Here is the translation of the beginning of the song:

“We had crossed the Atlantic on a little submarine with atomic engine,

carrying a dozen little bombs, a hundred megatons each.

I call the gunner:

Aim, Petrov, at the city of Washington, DC!’

Tru-la-la, tru-la-la,

There is no limit to what I can do for three rubles!”

As copies of the video spread over the Internet, becoming the main sensation of the Defender of the Fatherland Day, journalists discovered that the song was written in 1979 or 1980.

The author of the song “On a submarine, or the salary of military personnel” (the three rubles was a regular monthly salary of the Russian military man back then) is a blues musician, a former member of the band “Petrovich Band” Andrei Kozlovsky. Commenting on the unexpected resurrection of his song, Kozlovsky said to BBC correspondent that the song was written by him while studying at the military department of the Leningrad Forestry Academy.

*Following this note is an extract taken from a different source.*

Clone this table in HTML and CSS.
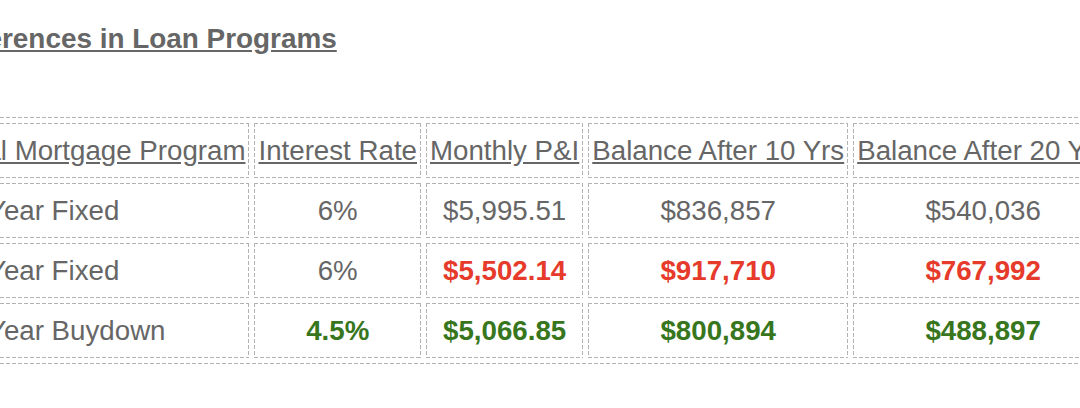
FILE: index.html
```html
<!DOCTYPE html>
<html lang="en">
<head>
<meta charset="utf-8">
<title>Differences in Loan Programs</title>
<link rel="stylesheet" href="styles.css">
</head>
<body>
<div class="page">
  <h2 class="title">Differences in Loan Programs</h2>
  <table class="loans">
    <thead>
      <tr>
        <th class="col-name">Real Mortgage Program</th>
        <th>Interest Rate</th>
        <th>Monthly P&amp;I</th>
        <th>Balance After 10 Yrs</th>
        <th>Balance After 20 Yrs</th>
      </tr>
    </thead>
    <tbody>
      <tr>
        <td class="col-name">30 Year Fixed</td>
        <td>6%</td>
        <td>$5,995.51</td>
        <td>$836,857</td>
        <td>$540,036</td>
      </tr>
      <tr>
        <td class="col-name">40 Year Fixed</td>
        <td>6%</td>
        <td class="bad">$5,502.14</td>
        <td class="bad">$917,710</td>
        <td class="bad">$767,992</td>
      </tr>
      <tr>
        <td class="col-name">30 Year Buydown</td>
        <td class="good">4.5%</td>
        <td class="good">$5,066.85</td>
        <td class="good">$800,894</td>
        <td class="good">$488,897</td>
      </tr>
    </tbody>
  </table>
</div>
</body>
</html>
```
FILE: styles.css
```css
html, body {
  margin: 0;
  padding: 0;
  overflow: hidden;
  background: #ffffff;
}

body {
  font-family: "Liberation Sans", Arial, Helvetica, sans-serif;
  color: #666666;
  width: 1080px;
  height: 408px;
}

.page {
  margin-left: -60px;
  padding-top: 23px;
  width: 1300px;
}

.title {
  margin: 0;
  font-size: 27.9px;
  font-weight: bold;
  line-height: 32px;
  text-decoration: underline;
  color: #666666;
}

.loans,
.loans th,
.loans td {
  border: 1px solid transparent;
  background-origin: border-box;
  background-clip: border-box;
  background-image:
    repeating-linear-gradient(90deg, #b3b3b3 0 4px, transparent 4px 6px),
    repeating-linear-gradient(90deg, #b3b3b3 0 4px, transparent 4px 6px),
    repeating-linear-gradient(180deg, #b3b3b3 0 4px, transparent 4px 6px),
    repeating-linear-gradient(180deg, #b3b3b3 0 4px, transparent 4px 6px);
  background-size: 100% 1px, 100% 1px, 1px 100%, 1px 100%;
  background-position: left top, left bottom, left top, right top;
  background-repeat: no-repeat;
}

.loans {
  margin-top: 62px;
  border-spacing: 5px;
  font-size: 27.7px;
  line-height: 32px;
  color: #666666;
}

.loans th,
.loans td {
  padding: 11px 3px 10px;
  text-align: center;
  white-space: nowrap;
}

.loans th {
  font-weight: normal;
  text-decoration: underline;
}

.loans td.col-name {
  text-align: left;
}

.loans td.bad {
  color: #e63a2b;
  font-weight: bold;
}

.loans td.good {
  color: #38761d;
  font-weight: bold;
}
```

“Back then I’ve got more than my fair share of problems for this humorous song. And it turns out that I am criticized for this song a second time! The first time was because this satirical song was making fun of the official propaganda, and now it is perceived as a serious propaganda!

It was a joke. We paraded to the beer stall, with machine guns, and sang ‘Tru-la-la, tru-la-la, there is no limit to what I can do for three rubles!”
– that’s all,” Kozlovsky recalls.

The choir leader Vladimir Begletsov responding to the BBC expressed the same view: it was a joke without any political context.

Sorry, we are not engaged in politics. The song is comic and does not contain any appeals. The audience applauded while standing.”

Nevertheless, the song keeps spreading through the Internet in large part without explanations. The singers’ faces are serious and the church atmosphere is solemn. According to many comments, most of the audiences take the song as a serious contemporary piece of propaganda.